Algunos escritores y dramaturgos como Gustavo Adolfo Bécquer, Antonio Machado y Guillermo Fernández-Shaw vivieron aquí muchos años. En la casa número 91 de esta calle, Camilo José Cela, el literato de la posguerra, escribió su primer libro de versos, titulado: “Pisando la dudosa luz del día”. Después escribiría el cuento de “Don Anselmo”; pasado un tiempo, terminaría su primera novela literaria bajo el cobijo de las paredes de su apartamento. Además de toda una vitrina comercial y gastronómica, descubría que la calle Claudia Coello era el amparo de famosos amantes de las letras.
En 1973, un año crucial en la vida política de España, Claudia Coello se ganó los gritos y el miedo de los madrileños. El totazo de una bomba se sintió con fuerza en el número 104, ahí donde estuve parada largo rato, confundida y furiosa, recordando la bestialidad humana cuando quiere envolverse en su egoísmo puro y faltar a la racionalidad. Por supuesto, no había rastro del impresionante lío que se había formado en ese entonces.
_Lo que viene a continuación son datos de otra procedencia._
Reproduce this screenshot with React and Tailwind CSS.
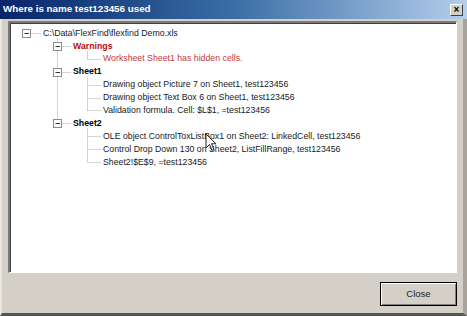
const FONT = { fontFamily: '"Liberation Sans", Arial, sans-serif' }

const ROWS = [
  { level: 0, text: 'C:\\Data\\FlexFind\\flexfind Demo.xls', box: true },
  { level: 1, text: 'Warnings', box: true, kind: 'warnHead' },
  { level: 2, text: 'Worksheet Sheet1 has hidden cells.', kind: 'warn' },
  { level: 1, text: 'Sheet1', box: true, kind: 'head' },
  { level: 2, text: 'Drawing object Picture 7 on Sheet1, test123456' },
  { level: 2, text: 'Drawing object Text Box 6 on Sheet1, test123456' },
  { level: 2, text: 'Validation formula. Cell: $L$1, =test123456' },
  { level: 1, text: 'Sheet2', box: true, kind: 'head' },
  { level: 2, text: 'OLE object ControlToxListBox1 on Sheet2: LinkedCell, test123456' },
  { level: 2, text: 'Control Drop Down 130 on Sheet2, ListFillRange, test123456' },
  { level: 2, text: 'Sheet2!$E$9, =test123456' },
]

const ROW_H = 12.9
const TOP = 2.6
const rowY = (i) => TOP + ROW_H * i + ROW_H / 2

function Expander({ x, y }) {
  return (
    <g>
      <rect x={x - 4} y={y - 4} width="8" height="8" fill="#fff" stroke="#8c8c8c" strokeWidth="1" />
      <line x1={x - 2} y1={y} x2={x + 2.5} y2={y} stroke="#333" strokeWidth="1" />
    </g>
  )
}

function TreeLines() {
  const dot = { stroke: '#a8a8a8', strokeWidth: 1, strokeDasharray: '1 1' }
  const ys = ROWS.map((_, i) => Math.round(rowY(i)) + 0.5)
  const groups = [
    { head: 1, kids: [2] },
    { head: 3, kids: [4, 5, 6] },
    { head: 7, kids: [8, 9, 10] },
  ]
  return (
    <svg className="pointer-events-none absolute inset-0" width="447" height="251">
      {/* root */}
      <line x1="19.5" y1={ys[0]} x2="30" y2={ys[0]} {...dot} />
      <line x1="46.5" y1={ys[0] + 5} x2="46.5" y2={ys[7]} {...dot} />
      {groups.map((g) => (
        <g key={g.head}>
          <line x1="50.5" y1={ys[g.head]} x2="60" y2={ys[g.head]} {...dot} />
          <line x1="76.5" y1={ys[g.head] + 5} x2="76.5" y2={ys[g.kids[g.kids.length - 1]]} {...dot} />
          {g.kids.map((k) => (
            <line key={k} x1="76.5" y1={ys[k]} x2="90" y2={ys[k]} {...dot} />
          ))}
        </g>
      ))}
      <Expander x={15.5} y={ys[0]} />
      {groups.map((g) => (
        <Expander key={g.head} x={46.5} y={ys[g.head]} />
      ))}
    </svg>
  )
}

function Cursor() {
  return (
    <svg className="pointer-events-none absolute left-[194px] top-[109px]" width="14" height="20" viewBox="0 0 14 20">
      <path d="M1 1 L1 15 L4.5 11.5 L7 17.5 L9 16.5 L6.5 10.8 L11 10.8 Z" fill="#fff" stroke="#222" strokeWidth="1" strokeLinejoin="round" />
    </svg>
  )
}

function Row({ row }) {
  const pad = row.level === 0 ? 'pl-[32px]' : row.level === 1 ? 'pl-[62px]' : 'pl-[92px]'
  let color = 'text-[#1a1a1a]'
  if (row.kind === 'warnHead') color = 'text-[#b80f0f] font-bold'
  if (row.kind === 'head') color = 'text-black font-bold'
  if (row.kind === 'warn') color = 'text-[#c23a3a]'
  return (
    <div className={`flex h-[12.9px] items-center whitespace-nowrap text-[8.75px] leading-none ${pad} ${color}`}>
      {row.text}
    </div>
  )
}

export default function App() {
  return (
    <div className="flex h-[316px] w-[467px] flex-col overflow-hidden bg-[#d4d0c8]" style={FONT}>
      <div className="flex h-[19px] items-center justify-between bg-gradient-to-r from-[#0a246a] via-[#3a6ea5] to-[#b5cfec] pl-[3px] pr-[4px]">
        <span className="text-[9.8px] font-bold text-white">Where is name test123456 used</span>
        <div className="flex h-[12px] w-[13px] items-center justify-center border border-t-white border-l-white border-r-[#404040] border-b-[#404040] bg-[#d4d0c8] text-[10px] font-bold leading-none text-black">
          ×
        </div>
      </div>
      <div className="flex flex-1 flex-col border-r-[4px] border-b-[3px] border-l-[2px] border-r-[#a8a49c] border-b-[#555] border-l-[#e8e6e0] px-[6px] pt-[2px]">
        <div className="h-[252px] border-t-2 border-l-2 border-r border-b border-t-[#7a7a7a] border-l-[#7a7a7a] border-r-white border-b-white">
          <div className="relative h-full border-t border-l border-t-[#404040] border-l-[#404040] bg-white pt-[2.6px]">
            {ROWS.map((r, i) => (
              <Row key={i} row={r} />
            ))}
            <TreeLines />
            <Cursor />
          </div>
        </div>
        <div className="flex flex-1 items-start justify-end pt-[9px]">
          <button className="flex h-[24px] w-[77px] items-center justify-center border border-black bg-[#d4d0c8] text-[9.5px] text-[#222] shadow-[inset_1px_1px_0_#fff,inset_-1px_-1px_0_#808080]">
            Close
          </button>
        </div>
      </div>
    </div>
  )
}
¿El número 104? ¡Demonios! ¿Qué había pasado? Un cráter tremendo, de unos siete metros de ancho por dos de profundidad, se abrió, sin sospechas de nadie, en el mismo suelo donde a toda hora, día y noche, transitaban los carros conducidos por todo tipo de personas. Los tubos del agua y del gas se rompieron como porcelanas. Los autos que estaban estacionados junto a los andenes, se volvieron añicos. Eran las 9:30 de la mañana de un espinoso veinte de diciembre, cuando sonó el bombazo.
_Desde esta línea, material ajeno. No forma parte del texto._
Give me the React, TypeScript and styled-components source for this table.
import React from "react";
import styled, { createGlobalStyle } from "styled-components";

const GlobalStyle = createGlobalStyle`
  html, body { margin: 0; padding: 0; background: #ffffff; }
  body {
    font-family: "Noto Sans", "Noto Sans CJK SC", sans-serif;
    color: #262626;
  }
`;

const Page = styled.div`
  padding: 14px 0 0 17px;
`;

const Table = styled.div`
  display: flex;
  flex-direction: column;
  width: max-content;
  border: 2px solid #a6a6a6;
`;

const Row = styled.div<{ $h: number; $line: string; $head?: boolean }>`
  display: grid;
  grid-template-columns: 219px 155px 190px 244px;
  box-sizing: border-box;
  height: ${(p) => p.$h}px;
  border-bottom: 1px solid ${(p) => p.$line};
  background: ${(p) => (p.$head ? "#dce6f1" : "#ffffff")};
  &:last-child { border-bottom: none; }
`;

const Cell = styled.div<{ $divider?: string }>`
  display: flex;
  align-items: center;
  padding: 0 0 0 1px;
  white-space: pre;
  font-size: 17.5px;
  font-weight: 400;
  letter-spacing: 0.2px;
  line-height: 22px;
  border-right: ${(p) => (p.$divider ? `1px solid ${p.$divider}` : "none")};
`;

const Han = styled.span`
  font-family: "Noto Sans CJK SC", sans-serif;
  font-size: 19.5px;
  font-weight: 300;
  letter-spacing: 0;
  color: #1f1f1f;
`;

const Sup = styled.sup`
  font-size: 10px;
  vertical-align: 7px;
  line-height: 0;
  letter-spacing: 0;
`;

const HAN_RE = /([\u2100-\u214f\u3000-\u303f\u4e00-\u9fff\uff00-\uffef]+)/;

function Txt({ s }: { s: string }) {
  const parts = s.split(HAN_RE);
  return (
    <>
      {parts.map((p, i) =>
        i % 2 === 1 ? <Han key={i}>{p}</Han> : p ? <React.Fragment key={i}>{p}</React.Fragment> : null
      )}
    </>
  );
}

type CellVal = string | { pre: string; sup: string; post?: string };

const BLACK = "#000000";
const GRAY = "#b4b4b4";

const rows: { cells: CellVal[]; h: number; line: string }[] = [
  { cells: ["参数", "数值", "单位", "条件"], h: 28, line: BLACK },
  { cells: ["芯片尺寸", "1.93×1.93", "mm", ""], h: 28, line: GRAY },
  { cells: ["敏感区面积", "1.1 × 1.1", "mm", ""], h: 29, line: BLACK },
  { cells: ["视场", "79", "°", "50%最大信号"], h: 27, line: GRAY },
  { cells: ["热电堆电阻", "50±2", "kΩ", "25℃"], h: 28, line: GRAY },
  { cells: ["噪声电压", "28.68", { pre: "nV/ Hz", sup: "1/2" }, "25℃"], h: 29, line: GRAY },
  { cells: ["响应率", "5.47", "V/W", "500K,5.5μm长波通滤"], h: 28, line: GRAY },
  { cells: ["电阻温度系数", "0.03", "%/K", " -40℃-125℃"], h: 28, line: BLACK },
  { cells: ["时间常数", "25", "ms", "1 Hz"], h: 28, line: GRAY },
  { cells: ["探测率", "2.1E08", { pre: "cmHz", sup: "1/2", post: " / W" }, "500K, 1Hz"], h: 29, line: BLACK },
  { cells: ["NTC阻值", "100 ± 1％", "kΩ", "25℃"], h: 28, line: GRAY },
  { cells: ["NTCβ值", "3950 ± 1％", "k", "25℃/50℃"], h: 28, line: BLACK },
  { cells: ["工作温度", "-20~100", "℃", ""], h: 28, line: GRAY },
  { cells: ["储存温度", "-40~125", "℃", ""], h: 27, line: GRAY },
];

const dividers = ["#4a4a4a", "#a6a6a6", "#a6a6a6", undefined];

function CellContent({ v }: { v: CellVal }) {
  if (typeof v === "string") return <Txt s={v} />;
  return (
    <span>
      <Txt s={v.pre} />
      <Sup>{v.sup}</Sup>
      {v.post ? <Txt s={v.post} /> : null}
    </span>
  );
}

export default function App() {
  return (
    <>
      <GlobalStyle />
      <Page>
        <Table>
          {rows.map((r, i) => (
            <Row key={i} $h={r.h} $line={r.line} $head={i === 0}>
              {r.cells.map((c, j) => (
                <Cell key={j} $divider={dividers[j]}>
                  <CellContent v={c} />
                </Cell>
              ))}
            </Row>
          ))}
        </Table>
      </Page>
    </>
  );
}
Un Dodge 3.700 GT color negro, escogido por el gobierno español para trasladar diariamente a uno de sus funcionarios estrella, había sido blanco de un atentado. Parecía labor de un grupo de hombres en su más enconada diablura. Y en realidad, así era. ETA (País Vasco y Libertad) había montado la “Operación Ogro” para acabar con la vida del almirante Luis Carrero Blanco, quien ejercía la presidencia de España en ese momento. Tras la ruidosa explosión, el almirante falleció junto con sus dos compañeros de viaje.
Integrantes de ETA habían puesto tres cargas explosivas debajo del pavimento. Cuando el precioso carro tocó la línea roja que habían pintado en la pared, el auto oficial se levantó, se elevó como un globo, superando la altura de un edificio de cinco pisos. Como un frasco de vidrio, cayó en el patio interior de un inmueble. Desde abajo era imposible adivinar dónde rayos estaba el carro, pues no se veía. Fue rescatado vuelto chatarra. Como algo insólito, no se partió en dos ni en tres pedazos. Quedó inservible, pero doblado. Los fabricantes de la Chrysler de Villaverde, que lo habían fabricado en la propia España, quedaron perplejos ante la resistencia del vehículo, pues los veinticinco kilogramos de explosivo que estallaron, no lograron que el auto se desintegra en numerosos pedazos de metal.
El Dodge se exhibió en la ciudad de Madrid durante varios años. El público español pudo analizar, cabalmente, la barbarie de una tragedia planeada.